There’s a chance that these sparks then lighten up my fire when I need it, and we will create a creative loop: I inspire someone, they inspire someone else, and I myself get inspired from a completely unrelated 3rd person.
The ways of inspiration are unforeseeable.
Another aspect is how to keep my eyes on the goal.
Create Consume score
I need to measure and track it somehow. I need to see the progress as time passes. At the same time, I don’t want to limit the fluidity and magic of creativity. Not make it a chore and a score I need to meet. So I came up with a new metric: Create Consume score.
I’ll inspect my day and I’ll spot and sum up the creative and consuming activities.
Create: play with my kid, cook dinner, prepare breakfast, write a blog post, a social media post, a bug fix, or new feature, when I call a friend (creates care, and connection), share experience, coach, mentor, create a delightful outfit, create inner peace through meditation, donate time or money, find the awe in everyday situations (one of my 3 core values), etc.
Consume: eat, watch YouTube videos, read, shop, scroll the social media feed, etc.
Consuming is not always bad, it’s a natural game of give-n-take. It’s the balance between the two, the fine dance between “what the world needs” and what I can offer (skills, experience, effort, resources).

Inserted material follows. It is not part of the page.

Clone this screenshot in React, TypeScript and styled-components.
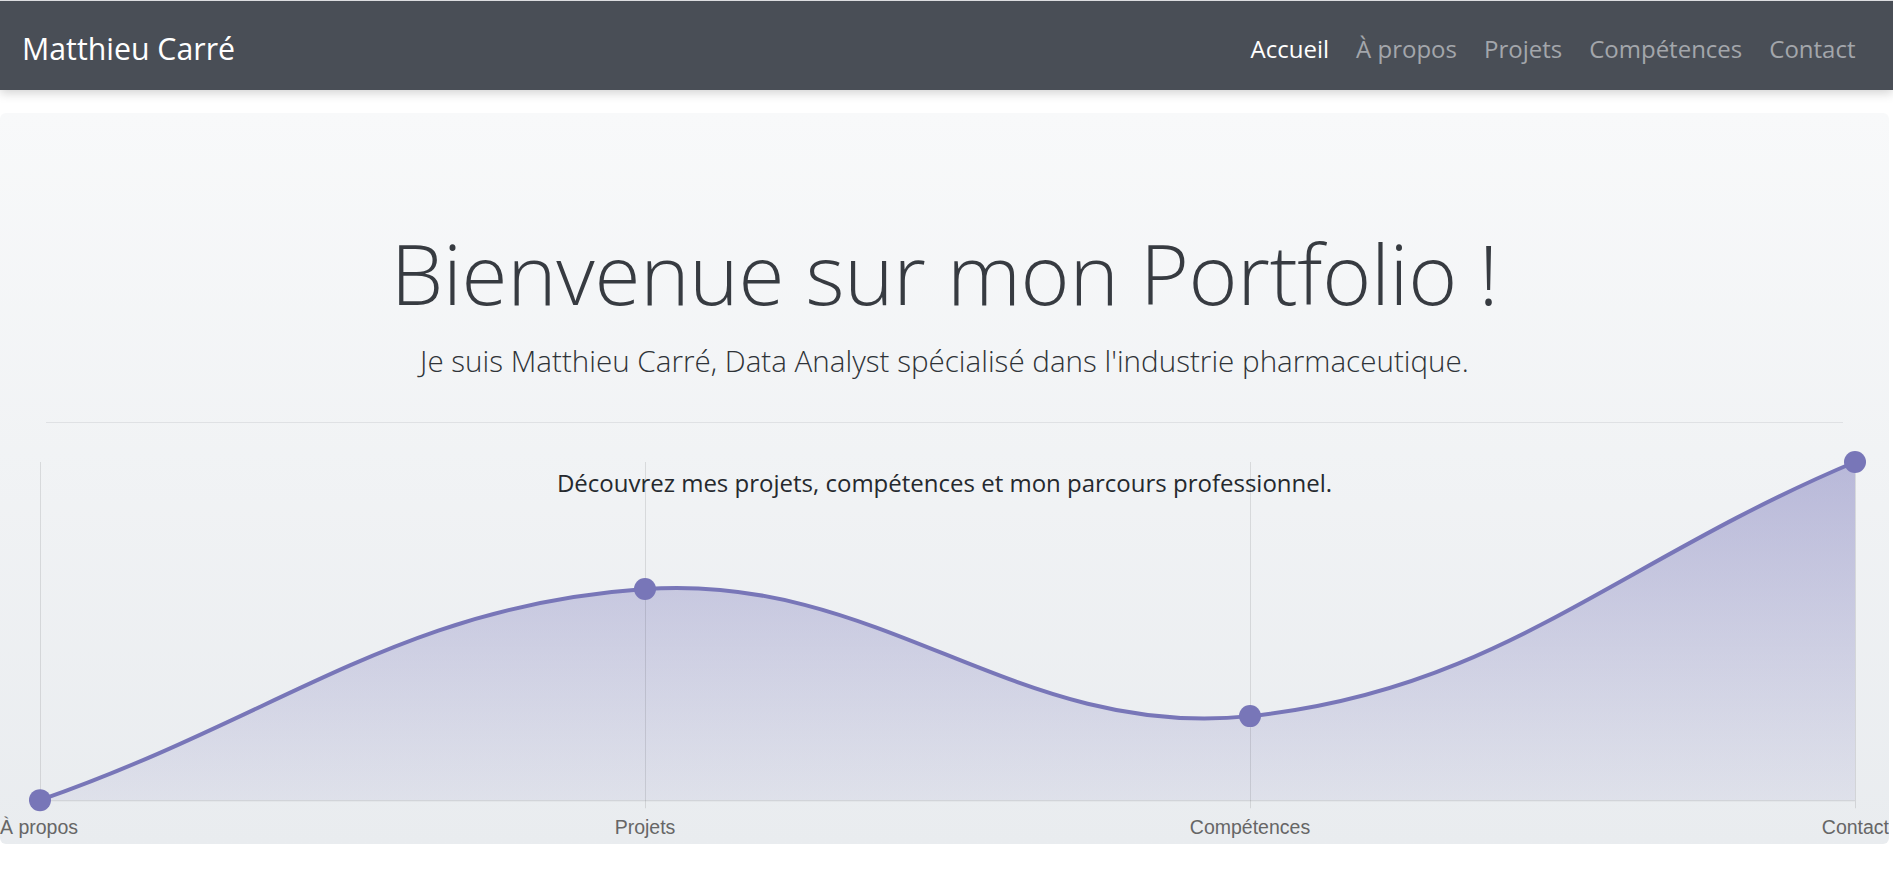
import React from "react";
import styled, { createGlobalStyle } from "styled-components";

const GlobalStyle = createGlobalStyle`
  html, body { margin: 0; padding: 0; background: #ffffff; }
  body {
    font-family: "Open Sans", "Noto Sans", "Liberation Sans", sans-serif;
    color: #212529;
    overflow: hidden;
  }
  * { box-sizing: border-box; }
`;

const Page = styled.div`
  width: 1893px;
  height: 879px;
  display: flex;
  flex-direction: column;
`;

const Navbar = styled.nav`
  height: 90px;
  border-top: 1px solid #dcdde0;
  background: #494e56;
  box-shadow: 0 3px 10px rgba(0, 0, 0, 0.18);
  display: flex;
  align-items: center;
  justify-content: space-between;
  padding: 5px 24px 0 22px;
  position: relative;
  z-index: 2;
`;

const Brand = styled.a`
  font-size: 30.3px;
  color: #ffffff;
  text-decoration: none;
`;

const NavList = styled.ul`
  list-style: none;
  margin: 0;
  padding: 0;
  display: flex;
`;

const NavLink = styled.a<{ $active?: boolean }>`
  display: block;
  padding: 0 13.5px;
  font-size: 24px;
  text-decoration: none;
  color: ${(p) => (p.$active ? "#ffffff" : "#a3a6ab")};
`;

const Hero = styled.section`
  margin: 23px 4px 0 0;
  height: 731px;
  border-radius: 6px;
  background: linear-gradient(180deg, #f8f9fa 0%, #e9ecef 100%);
  display: flex;
  flex-direction: column;
  align-items: center;
  padding-top: 110px;
`;

const Title = styled.h1`
  margin: 0;
  font-size: 83.7px;
  font-weight: 300;
  line-height: 1.2;
  color: #373b41;
  letter-spacing: -0.3px;
`;

const Lead = styled.p`
  margin: 16px 0 0;
  font-size: 29.6px;
  font-weight: 300;
  line-height: 1.5;
  color: #2f3338;
`;

const Divider = styled.hr`
  align-self: stretch;
  margin: 38px 46px 0 46px;
  border: 0;
  border-top: 1px solid #dfe1e4;
  height: 0;
`;

const ChartWrap = styled.div`
  position: relative;
  align-self: stretch;
  flex: 1;
`;

const ChartSvg = styled.svg`
  display: block;
  width: 100%;
  height: 100%;
`;

const Tagline = styled.p`
  position: absolute;
  top: 42px;
  left: 0;
  right: 0;
  margin: 0;
  text-align: center;
  font-size: 24px;
  line-height: 1.5;
  color: #25292e;
`;

const links = ["Accueil", "À propos", "Projets", "Compétences", "Contact"];

const pts = [
  { x: 40, y: 800, label: "À propos" },
  { x: 645, y: 589, label: "Projets" },
  { x: 1250, y: 716, label: "Compétences" },
  { x: 1855, y: 462, label: "Contact" },
];

const curve =
  "M40,800 C282,715.6 398.6,606.1 645,589 C882.6,572.5 1015.3,740.6 1250,716 C1499.3,689.8 1613,563.6 1855,462";

function Chart() {
  return (
    <ChartSvg viewBox="0 423 1889 421" preserveAspectRatio="none">
      <defs>
        <linearGradient id="fillGrad" x1="0" y1="462" x2="0" y2="800" gradientUnits="userSpaceOnUse">
          <stop offset="0" stopColor="rgb(118,116,184)" stopOpacity="0.46" />
          <stop offset="1" stopColor="rgb(118,116,184)" stopOpacity="0.1" />
        </linearGradient>
      </defs>
      <path d={`${curve} L1855,800 L40,800 Z`} fill="url(#fillGrad)" />
      {pts.map((p) => (
        <line key={p.label} x1={p.x + 0.5} y1={462} x2={p.x + 0.5} y2={808} stroke="rgba(0,0,0,0.1)" strokeWidth={1} />
      ))}
      <line x1={40} y1={800.5} x2={1855} y2={800.5} stroke="rgba(0,0,0,0.12)" strokeWidth={1} />
      <path d={curve} fill="none" stroke="#7876b8" strokeWidth={4} />
      {pts.map((p) => (
        <circle key={p.label + "c"} cx={p.x} cy={p.y} r={11} fill="#7876b8" />
      ))}
      {pts.map((p, i) => (
        <text
          key={p.label + "t"}
          x={i === 0 ? 0 : i === pts.length - 1 ? 1889 : p.x}
          y={834}
          textAnchor={i === 0 ? "start" : i === pts.length - 1 ? "end" : "middle"}
          fontFamily="'Liberation Sans', Arial, sans-serif"
          fontSize={19.5}
          fill="#666666"
        >
          {p.label}
        </text>
      ))}
    </ChartSvg>
  );
}

export default function App() {
  return (
    <>
      <GlobalStyle />
      <Page>
        <Navbar>
          <Brand href="#">Matthieu Carré</Brand>
          <NavList>
            {links.map((l, i) => (
              <li key={l}>
                <NavLink href="#" $active={i === 0}>
                  {l}
                </NavLink>
              </li>
            ))}
          </NavList>
        </Navbar>
        <Hero>
          <Title>Bienvenue sur mon Portfolio !</Title>
          <Lead>Je suis Matthieu Carré, Data Analyst spécialisé dans l'industrie pharmaceutique.</Lead>
          <Divider />
          <ChartWrap>
            <Chart />
            <Tagline>Découvrez mes projets, compétences et mon parcours professionnel.</Tagline>
          </ChartWrap>
        </Hero>
      </Page>
    </>
  );
}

So far I’ve been looking at it from a selfish perspective: I am working towards my financial independence, I’m writing my blog as my creative outlet and for fun, I develop myself because I like it. How about I change the perspective to:
How can this serve anyone else but me?
How can I have my fun AND also create something for someone else?
It’s the key to connection, which is one of my 3 top core values. I’ll let you on a little secret – connection is in the core values of every human being, it’s not just me. Look deeper and you’ll see it in yourself as well.